Belgium Tuatagaloa
- Born: 19 September 1989 (age 36) Auckland, New Zealand
- Height: 182 cm (6 ft 0 in)
- Weight: 115 kg (254 lb; 18 st 2 lb)
- School: Māngere College

Rugby union career
- Position: Wing, centres, 2nd 5/8 (rugby union)

Senior career
- Years: Team / Apps / (Points)
- 2013: Canterbury / 5 / (20)
- 2014: Wellington / 8 / (10)
- 2016–2019: Valence Romans / 40 / (110)
- 2019–2020: London Irish / 10 / (15)
- 2020–: Rouen
- Correct as of 10 August 2019

International career
- Years: Team / Apps / (Points)
- 2019–: Samoa / 7 / (10)
- Correct as of 14 September 2019

National sevens teams
- Years: Team /  / Comps
- 2012–2013: New Zealand /  / 9
- 2015–2018: Samoa /  / 17
- Correct as of 10 August 2019

= Belgium Tuatagaloa =

Samoan rugby union player (born 1989)

Belgium Tuatagaloa (born 19 September 1989) is a rugby union player who has represented the New Zealand Sevens team, in 2012 and 2013, and in sevens 2015-2017 and in fifteens from 2019. Born in Auckland, New Zealand, he qualifies for Samoa through heritage. He has played for Canterbury in the ITM Cup and for Valence Romans Rugby in France's Fédérale 1, the third division. He currently plays for Rouen in the Pro D2. He has also played for London Irish and in 2022 played for Racing 92 in the Supersevens Tournament where he was named in the tournament team.

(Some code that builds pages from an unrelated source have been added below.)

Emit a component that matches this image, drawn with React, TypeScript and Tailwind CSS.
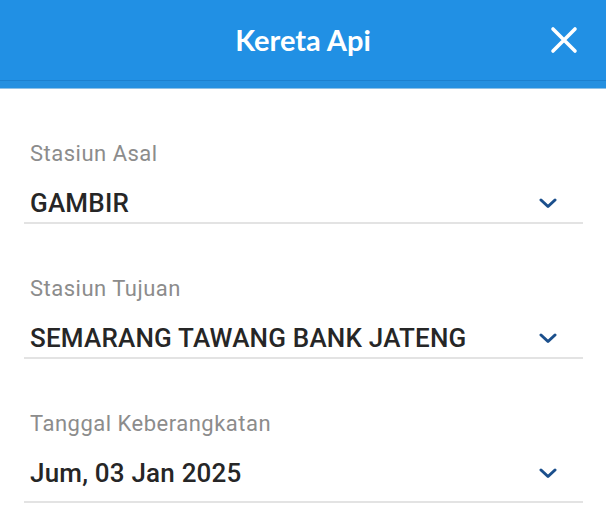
const fields = [
  { label: "Stasiun Asal", value: "GAMBIR", tall: false },
  { label: "Stasiun Tujuan", value: "SEMARANG TAWANG BANK JATENG", tall: false },
  { label: "Tanggal Keberangkatan", value: "Jum, 03 Jan 2025", tall: true },
];

function CloseIcon() {
  return (
    <svg width="30" height="30" viewBox="0 0 30 30" fill="none" stroke="white" strokeWidth="3.6" strokeLinecap="round">
      <path d="M4 4 L26 26 M26 4 L4 26" />
    </svg>
  );
}

function Chevron() {
  return (
    <svg width="18" height="11" viewBox="0 0 18 11" fill="none" stroke="#1b4f8c" strokeWidth="3" strokeLinecap="round" strokeLinejoin="round">
      <path d="M2 2 L9 8.5 L16 2" />
    </svg>
  );
}

export default function App() {
  return (
    <div className="min-h-[522px] w-[606px] bg-white font-['Roboto','Liberation_Sans',sans-serif]">
      <header className="relative flex h-[80px] items-center justify-center bg-[#2190e4]">
        <h1 className="font-['Lato','Liberation_Sans',sans-serif] text-[29px] font-bold text-white">
          Kereta Api
        </h1>
        <button className="absolute right-[27px] top-[25px]">
          <CloseIcon />
        </button>
      </header>
      <div className="h-[9px] border-t border-b border-t-[#1c80cf] border-b-[#8fc1e6] bg-[#2590e0]" />

      <main className="flex flex-col gap-[53px] pl-6 pr-[23px] pt-[53px]">
        {fields.map((f) => (
          <div key={f.label} className="flex flex-col border-b-2 border-[#e3e3e3]">
            <span className="pl-1.5 text-[22px] leading-[24px] tracking-[0.5px] text-[#8c8c8c]">{f.label}</span>
            <div
              className={`mt-[20px] flex items-start justify-between pl-1.5 pr-[26px] ${f.tall ? "h-[45px]" : "h-[36px]"}`}
            >
              <span className="text-[26px] font-medium leading-[34px] tracking-[0.2px] text-[#262626]">{f.value}</span>
              <div className="pt-[12px]">
                <Chevron />
              </div>
            </div>
          </div>
        ))}
      </main>
    </div>
  );
}
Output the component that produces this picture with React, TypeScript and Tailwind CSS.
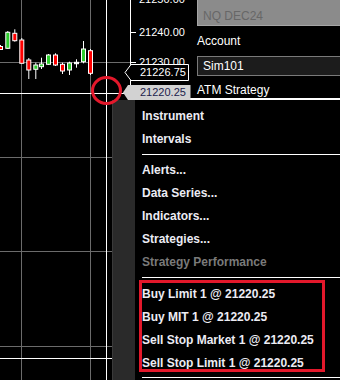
import React from 'react';

// Chart context menu with order entry (NinjaTrader-like)

const R = '#ff0000';
const G = '#2ecc2e';
const W = '#ffffff';

// [left, bodyTop, bodyBottom, wickTop, wickBottom, color]
const CANDLES: [number, number, number, number, number, string][] = [
  [-2, 46.5, 49.5, 45, 50, R],
  [5.3, 32.3, 48.3, 31, 49, G],
  [12.3, 33.3, 40.7, 29.3, 41.7, R],
  [19.3, 40, 63.3, 38, 63.3, R],
  [26.3, 60, 70, 58, 79, R],
  [33.3, 65, 69.3, 62.7, 79, G],
  [39, 64, 66.7, 57.7, 69, G],
  [46, 55, 64.3, 54, 65, G],
  [53, 55, 65, 53.3, 66, R],
  [60, 64.3, 71, 62.7, 74, R],
  [67, 63, 70, 61.7, 75, G],
  [74, 62.3, 63.7, 59.3, 67.7, W],
  [81, 49, 61.7, 41, 63.3, G],
  [88, 50.7, 73.3, 49, 75, R],
];

const ChartArea = () => (
  <div className="w-[130px] h-full shrink-0">
    <svg width="130" height="380" viewBox="0 0 130 380">
      <g stroke="#6b6b6b" strokeWidth="1" shapeRendering="crispEdges">
        <line x1="21.5" y1="0" x2="21.5" y2="380" />
        <line x1="90.5" y1="0" x2="90.5" y2="380" />
        <line x1="0" y1="62.5" x2="130" y2="62.5" />
        <line x1="0" y1="157.5" x2="130" y2="157.5" />
        <line x1="0" y1="251.5" x2="130" y2="251.5" />
        <line x1="0" y1="346.5" x2="130" y2="346.5" />
      </g>
      {CANDLES.map(([x, bt, bb, wt, wb, c], i) => (
        <g key={i}>
          <line x1={x + 2.5} y1={wt} x2={x + 2.5} y2={wb} stroke="#ffffff" strokeWidth="1" />
          <rect x={x + 0.5} y={bt} width="4" height={bb - bt} fill={c} stroke="#ffffff" strokeWidth="1" />
        </g>
      ))}
      <g stroke="#ffffff" strokeWidth="1" shapeRendering="crispEdges">
        <line x1="106.5" y1="0" x2="106.5" y2="380" />
        <line x1="0" y1="93.5" x2="124" y2="93.5" />
        <line x1="0" y1="358.5" x2="130" y2="358.5" />
      </g>
    </svg>
  </div>
);

const PriceAxis = () => (
  <div className="relative w-[60px] h-full shrink-0 border-l border-white text-[11px] text-white">
    <span className="absolute left-[8px] top-[-8px] leading-[14px]">21250.00</span>
    <div className="absolute left-0 top-[32px] w-[5px] h-px bg-white" />
    <span className="absolute left-[8px] top-[25px] leading-[14px]">21240.00</span>
    <div className="absolute left-0 top-[62px] w-[5px] h-px bg-white" />
    <span className="absolute left-[8px] top-[55px] leading-[14px]">21230.00</span>

    <div className="absolute left-[-7px] top-[63px] w-[66px] h-[19px]">
      <svg className="absolute inset-0" width="66" height="19" viewBox="0 0 66 19">
        <polygon points="1,9.5 7,1.5 64.5,1.5 64.5,17.5 7,17.5" fill="#000000" stroke="#ffffff" strokeWidth="1" />
      </svg>
      <span className="relative flex h-full items-center pl-[16px] leading-none">21226.75</span>
    </div>

    <div className="absolute left-[-8px] top-[85px] w-[68px] h-[15px]">
      <svg className="absolute inset-0" width="68" height="15" viewBox="0 0 68 15">
        <polygon points="0,7.5 5,0 67.5,0 67.5,15 5,15" fill="#d2d2d2" />
      </svg>
      <span className="relative flex h-full items-center pl-[17px] leading-none text-[#1c1c4c]">21220.25</span>
    </div>
  </div>
);

const SidePanel = () => (
  <div className="w-[150px] h-[100px] shrink-0 border-b-2 border-white pl-[7px] text-[12px] text-white">
    <div className="flex h-[26px] items-center border border-t-0 border-r-0 border-[#a6a6a6] bg-[#8b8b8b] pl-[5px] pt-[6px] text-[#676767] leading-[14px]">
      NQ DEC24
    </div>
    <div className="mt-[8px] leading-[14px]">Account</div>
    <div className="mt-[8px] flex h-[20px] items-center border border-r-0 border-[#7a7a7a] bg-[#1c1c1c] pl-[5px] leading-[14px]">
      Sim101
    </div>
    <div className="mt-[7px] leading-[14px]">ATM Strategy</div>
  </div>
);

const MenuItem = ({ label, disabled }: { label: string; disabled?: boolean }) => (
  <div className={`flex h-[23px] items-center whitespace-nowrap font-bold ${disabled ? 'text-[#7a7a7a]' : 'text-[#ececf4]'}`}>
    {label}
  </div>
);

const Separator = ({ className = 'h-[8px]' }: { className?: string }) => (
  <div className={`flex items-center ${className}`}>
    <div className="h-px w-full bg-white" />
  </div>
);

const ContextMenu = () => (
  <div className="absolute left-[112px] top-[100px] right-0 bottom-0 flex text-[12px]">
    <div className="w-[23px] shrink-0 border-l border-[#3a3a3a] bg-[#2a2a2a]" />
    <div className="flex-1 bg-black pl-[7px] pt-[4px]">
      <MenuItem label="Instrument" />
      <MenuItem label="Intervals" />
      <Separator />
      <MenuItem label="Alerts..." />
      <MenuItem label="Data Series..." />
      <MenuItem label="Indicators..." />
      <MenuItem label="Strategies..." />
      <MenuItem label="Strategy Performance" disabled />
      <Separator className="h-[9px]" />
      <MenuItem label="Buy Limit 1 @ 21220.25" />
      <MenuItem label="Buy MIT 1 @ 21220.25" />
      <MenuItem label="Sell Stop Market 1 @ 21220.25" />
      <MenuItem label="Sell Stop Limit 1 @ 21220.25" />
      <Separator className="h-[6px]" />
    </div>
  </div>
);

export default function App() {
  return (
    <div className="relative w-[340px] h-[380px] overflow-hidden bg-black font-['Liberation_Sans',Arial,sans-serif]">
      <div className="flex h-full">
        <ChartArea />
        <PriceAxis />
        <SidePanel />
      </div>

      <ContextMenu />

      {/* annotations */}
      <div className="absolute left-[139px] top-[280px] w-[186px] h-[92px] border-[3px] border-[#e3182b]" />
      <svg className="absolute left-[90px] top-[75px]" width="33" height="31" viewBox="0 0 33 31">
        <ellipse cx="16.5" cy="15.5" rx="14" ry="13" fill="none" stroke="#e3182b" strokeWidth="3" />
      </svg>
    </div>
  );
}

Initially a promising New Zealand boxer, Tuatagaloa fell into rugby in his late teens (2007) and the athletically strong runner impressed with his quick grasp of the game. He was spotted by Sir Gordon Tietjens, the celebrated coach of the New Zealand men's national team in rugby sevens, the All Blacks Sevens.

He quickly rose through the NZ development system and in 2012 his form saw him make his debut for the New Zealand Sevens team. For two years 2012 and 2013 he became a regular feature on the IRB World Rugby Sevens Circuit. During this time the All Black Sevens team was the winner of the IRB Sevens World Series in 2012 and 2013.

As a result of his good handling and defensive skills combined with his speed and elusiveness, Tuatagaloa also gained a contract with provincial powerhouse Canterbury in 2013 where he was also drafted into Crusaders Squad for the 2013 season. Tuatagaloa made his provincial debut for Canterbury in 2013. Unfortunately, a broken leg bought a sudden end to his relationship with Canterbury and the Crusaders Squad.

Once recovered from injury the Olympic rules allowed Tuatagaloa to switch to the Samoan national sevens team to play in the 2015 through to 2018 seasons which included a memorable IRB Tournament win in Paris 2016.

He played in France for Valence Romans Rugby (French Fédérale 1) and was the leading try scorer in this competition with 18 tries in the 2018–19 season. He predominantly plays on the wing (left and right), but also plays inside-centre, outside-centre and fullback.

Due to fears over his availability during the 2019 Rugby World Cup his contract was not renewed for following season.

In December 2019 it was confirmed he had signed with Premiership Rugby side London Irish for the remainder of the season.

He later signed with Pro D2 outfit Rouen in France for the 2020–21 season.